The aforementioned microstructural differences between the convex side and the concave side indicate that the formation of segregation channels is closely related to the asymmetric heating conditions during solidification. The convex side, facing the cold zone, experiences a slower solidification rate, allowing sufficient solute enrichment and the formation of a continuous eutectic layer. In contrast, the concave side, facing the hot zone, undergoes faster solidification with more complete solute diffusion, resulting in a relatively depleted eutectic layer. Essentially, the segregation channel is a eutectic concentration zone formed by solute enrichment, and its unique microstructure lays the compositional foundation for the subsequent nucleation and evolution of stray grains.

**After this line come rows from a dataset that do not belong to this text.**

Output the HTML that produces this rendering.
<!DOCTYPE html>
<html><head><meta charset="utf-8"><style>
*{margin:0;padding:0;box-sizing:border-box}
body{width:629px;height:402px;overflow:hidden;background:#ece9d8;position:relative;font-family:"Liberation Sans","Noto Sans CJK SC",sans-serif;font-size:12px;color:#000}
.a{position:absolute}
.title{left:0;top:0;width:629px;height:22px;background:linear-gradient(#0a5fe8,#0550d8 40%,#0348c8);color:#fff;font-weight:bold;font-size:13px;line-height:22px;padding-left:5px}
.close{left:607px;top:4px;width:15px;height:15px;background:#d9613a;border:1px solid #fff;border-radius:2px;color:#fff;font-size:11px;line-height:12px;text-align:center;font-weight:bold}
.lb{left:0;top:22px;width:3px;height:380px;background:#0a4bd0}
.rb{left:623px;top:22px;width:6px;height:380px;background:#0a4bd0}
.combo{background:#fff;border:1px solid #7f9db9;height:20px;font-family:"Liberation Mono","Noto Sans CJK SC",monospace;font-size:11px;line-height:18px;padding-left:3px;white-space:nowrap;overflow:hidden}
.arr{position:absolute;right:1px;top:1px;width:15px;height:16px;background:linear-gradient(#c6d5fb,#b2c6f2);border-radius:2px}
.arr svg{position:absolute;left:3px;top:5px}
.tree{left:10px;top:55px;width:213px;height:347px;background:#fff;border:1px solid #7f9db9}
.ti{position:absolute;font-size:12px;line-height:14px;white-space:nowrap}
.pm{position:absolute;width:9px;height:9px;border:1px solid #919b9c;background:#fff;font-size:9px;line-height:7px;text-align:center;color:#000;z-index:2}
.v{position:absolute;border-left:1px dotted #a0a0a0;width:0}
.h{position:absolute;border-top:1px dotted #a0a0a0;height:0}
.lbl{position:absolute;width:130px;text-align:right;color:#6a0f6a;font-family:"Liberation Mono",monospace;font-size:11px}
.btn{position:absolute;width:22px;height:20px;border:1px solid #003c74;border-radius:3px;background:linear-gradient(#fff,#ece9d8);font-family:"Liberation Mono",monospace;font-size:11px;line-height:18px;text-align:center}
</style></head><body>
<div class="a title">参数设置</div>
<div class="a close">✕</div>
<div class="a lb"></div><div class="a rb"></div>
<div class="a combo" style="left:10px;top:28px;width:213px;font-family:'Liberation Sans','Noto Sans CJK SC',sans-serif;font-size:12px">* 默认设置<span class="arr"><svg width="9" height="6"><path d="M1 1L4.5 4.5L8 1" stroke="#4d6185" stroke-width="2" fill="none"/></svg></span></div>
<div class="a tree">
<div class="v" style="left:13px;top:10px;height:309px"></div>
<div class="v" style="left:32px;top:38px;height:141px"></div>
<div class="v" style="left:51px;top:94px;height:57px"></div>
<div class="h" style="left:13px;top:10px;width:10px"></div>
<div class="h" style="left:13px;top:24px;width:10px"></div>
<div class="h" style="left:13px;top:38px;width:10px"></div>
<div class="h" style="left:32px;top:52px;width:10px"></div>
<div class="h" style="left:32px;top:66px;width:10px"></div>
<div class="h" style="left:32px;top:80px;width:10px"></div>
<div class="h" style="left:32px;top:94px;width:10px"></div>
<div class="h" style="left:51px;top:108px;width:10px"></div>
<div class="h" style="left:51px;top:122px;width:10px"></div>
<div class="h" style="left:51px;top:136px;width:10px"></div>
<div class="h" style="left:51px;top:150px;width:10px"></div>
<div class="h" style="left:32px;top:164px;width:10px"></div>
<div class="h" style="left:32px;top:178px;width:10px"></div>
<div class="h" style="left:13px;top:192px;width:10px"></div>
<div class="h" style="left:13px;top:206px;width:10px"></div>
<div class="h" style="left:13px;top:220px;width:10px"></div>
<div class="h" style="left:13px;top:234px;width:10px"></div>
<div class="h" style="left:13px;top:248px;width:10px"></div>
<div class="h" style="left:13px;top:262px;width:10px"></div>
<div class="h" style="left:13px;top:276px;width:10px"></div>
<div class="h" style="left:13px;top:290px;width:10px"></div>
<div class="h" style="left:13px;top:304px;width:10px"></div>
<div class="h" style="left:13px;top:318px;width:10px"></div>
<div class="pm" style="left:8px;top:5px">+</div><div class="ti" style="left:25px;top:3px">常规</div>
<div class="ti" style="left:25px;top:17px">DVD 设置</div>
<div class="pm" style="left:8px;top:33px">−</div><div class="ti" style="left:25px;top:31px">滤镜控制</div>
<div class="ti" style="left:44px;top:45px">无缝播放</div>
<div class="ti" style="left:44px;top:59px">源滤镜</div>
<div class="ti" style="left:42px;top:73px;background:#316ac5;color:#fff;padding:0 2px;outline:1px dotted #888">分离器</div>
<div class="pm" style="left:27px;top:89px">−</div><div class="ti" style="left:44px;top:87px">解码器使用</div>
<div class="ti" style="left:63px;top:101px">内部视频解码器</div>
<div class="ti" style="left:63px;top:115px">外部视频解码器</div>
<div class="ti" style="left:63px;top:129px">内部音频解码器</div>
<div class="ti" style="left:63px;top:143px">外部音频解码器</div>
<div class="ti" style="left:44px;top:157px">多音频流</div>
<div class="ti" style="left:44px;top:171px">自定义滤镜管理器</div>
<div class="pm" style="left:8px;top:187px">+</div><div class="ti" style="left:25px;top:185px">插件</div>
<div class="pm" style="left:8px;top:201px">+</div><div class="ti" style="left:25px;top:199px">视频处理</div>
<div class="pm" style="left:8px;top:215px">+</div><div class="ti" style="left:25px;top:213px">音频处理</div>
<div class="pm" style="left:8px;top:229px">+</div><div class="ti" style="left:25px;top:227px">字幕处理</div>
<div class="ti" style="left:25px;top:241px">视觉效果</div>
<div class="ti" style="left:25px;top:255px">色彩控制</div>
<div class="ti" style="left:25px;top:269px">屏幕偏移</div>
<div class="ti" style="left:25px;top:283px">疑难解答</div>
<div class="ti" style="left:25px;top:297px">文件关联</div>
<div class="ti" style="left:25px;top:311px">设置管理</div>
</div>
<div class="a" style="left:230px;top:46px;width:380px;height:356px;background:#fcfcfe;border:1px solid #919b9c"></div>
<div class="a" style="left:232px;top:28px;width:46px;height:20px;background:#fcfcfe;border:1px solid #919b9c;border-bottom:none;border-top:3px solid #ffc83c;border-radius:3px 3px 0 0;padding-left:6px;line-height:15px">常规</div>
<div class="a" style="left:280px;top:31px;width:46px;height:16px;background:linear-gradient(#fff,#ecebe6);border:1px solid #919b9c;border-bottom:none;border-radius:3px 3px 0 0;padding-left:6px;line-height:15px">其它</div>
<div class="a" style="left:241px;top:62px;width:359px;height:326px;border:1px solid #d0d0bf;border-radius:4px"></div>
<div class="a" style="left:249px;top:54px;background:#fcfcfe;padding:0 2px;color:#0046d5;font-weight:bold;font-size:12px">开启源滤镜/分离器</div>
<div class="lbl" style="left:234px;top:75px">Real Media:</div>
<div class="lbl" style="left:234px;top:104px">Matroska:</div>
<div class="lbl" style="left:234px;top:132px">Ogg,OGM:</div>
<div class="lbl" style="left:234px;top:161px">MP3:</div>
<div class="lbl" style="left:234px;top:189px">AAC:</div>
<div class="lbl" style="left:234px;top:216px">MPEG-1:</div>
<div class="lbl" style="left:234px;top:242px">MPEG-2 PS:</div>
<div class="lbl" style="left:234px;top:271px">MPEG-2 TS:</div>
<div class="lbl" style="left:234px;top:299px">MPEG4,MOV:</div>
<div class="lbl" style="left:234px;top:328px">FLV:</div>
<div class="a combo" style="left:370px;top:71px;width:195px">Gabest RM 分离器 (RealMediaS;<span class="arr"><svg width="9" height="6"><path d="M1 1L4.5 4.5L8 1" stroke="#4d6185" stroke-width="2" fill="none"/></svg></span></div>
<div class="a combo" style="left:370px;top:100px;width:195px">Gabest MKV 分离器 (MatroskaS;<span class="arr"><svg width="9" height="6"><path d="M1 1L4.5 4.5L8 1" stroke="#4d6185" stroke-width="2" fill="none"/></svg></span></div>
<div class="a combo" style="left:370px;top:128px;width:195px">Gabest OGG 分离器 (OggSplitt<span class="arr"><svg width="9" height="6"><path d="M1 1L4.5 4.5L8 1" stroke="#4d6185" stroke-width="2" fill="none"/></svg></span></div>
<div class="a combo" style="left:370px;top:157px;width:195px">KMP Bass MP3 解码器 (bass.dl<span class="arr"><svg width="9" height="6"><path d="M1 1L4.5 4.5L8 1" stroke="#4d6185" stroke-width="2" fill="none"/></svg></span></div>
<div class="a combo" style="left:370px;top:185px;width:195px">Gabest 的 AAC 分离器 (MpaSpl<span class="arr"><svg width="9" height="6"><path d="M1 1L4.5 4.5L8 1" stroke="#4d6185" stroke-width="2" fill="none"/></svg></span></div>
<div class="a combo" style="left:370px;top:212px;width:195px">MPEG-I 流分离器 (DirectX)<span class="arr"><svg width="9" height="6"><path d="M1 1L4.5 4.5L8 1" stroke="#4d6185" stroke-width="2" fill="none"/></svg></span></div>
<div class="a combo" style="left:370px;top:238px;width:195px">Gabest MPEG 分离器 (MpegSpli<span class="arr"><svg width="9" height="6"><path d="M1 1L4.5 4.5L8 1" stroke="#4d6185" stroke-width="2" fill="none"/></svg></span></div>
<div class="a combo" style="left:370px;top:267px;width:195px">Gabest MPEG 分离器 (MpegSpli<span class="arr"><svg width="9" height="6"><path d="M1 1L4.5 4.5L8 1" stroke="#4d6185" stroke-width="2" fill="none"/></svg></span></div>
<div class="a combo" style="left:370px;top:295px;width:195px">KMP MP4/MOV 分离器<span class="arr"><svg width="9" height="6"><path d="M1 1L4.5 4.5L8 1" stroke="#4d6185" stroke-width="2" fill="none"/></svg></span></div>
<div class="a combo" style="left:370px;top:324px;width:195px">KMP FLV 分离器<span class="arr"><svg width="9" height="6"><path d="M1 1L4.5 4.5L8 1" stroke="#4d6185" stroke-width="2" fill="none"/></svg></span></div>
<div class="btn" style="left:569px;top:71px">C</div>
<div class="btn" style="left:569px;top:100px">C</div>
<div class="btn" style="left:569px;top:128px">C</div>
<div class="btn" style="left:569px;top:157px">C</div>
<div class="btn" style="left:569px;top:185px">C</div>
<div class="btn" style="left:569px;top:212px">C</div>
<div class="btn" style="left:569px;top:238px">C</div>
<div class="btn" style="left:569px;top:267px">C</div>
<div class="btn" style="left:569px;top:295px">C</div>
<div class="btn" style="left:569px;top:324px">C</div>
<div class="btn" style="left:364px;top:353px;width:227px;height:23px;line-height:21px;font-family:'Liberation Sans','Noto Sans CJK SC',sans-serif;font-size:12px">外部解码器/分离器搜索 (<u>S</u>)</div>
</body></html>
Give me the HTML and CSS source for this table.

3.2.2. Transition from Segregation Channel to Stray Grains in Freckle-II

The sampling positions for the transition region between the segregation channel and stray grains of Freckle-II on Casting B are shown in Figure 7a,b, and the corresponding metallographic structure of the longitudinal section is presented in Figure 7c. Analysis of Figure 7c reveals significant microstructural characteristics on the blade longitudinal section: the lower region adjacent to the segregation channel retains a substantial amount of eutectic-rich structure; after transitioning toward the upper part of the airfoil, isolated fine stray grains gradually form and progressively increase in the amount of stray grains with the increasing height, with clearly visible grain boundaries. This microstructural transformation confirms the incubation and formation process of freckle defects, namely the stepwise evolution mechanism from solute segregation accumulation forming eutectic channels to eutectic convection disrupting dendrites and evolving into stray grains.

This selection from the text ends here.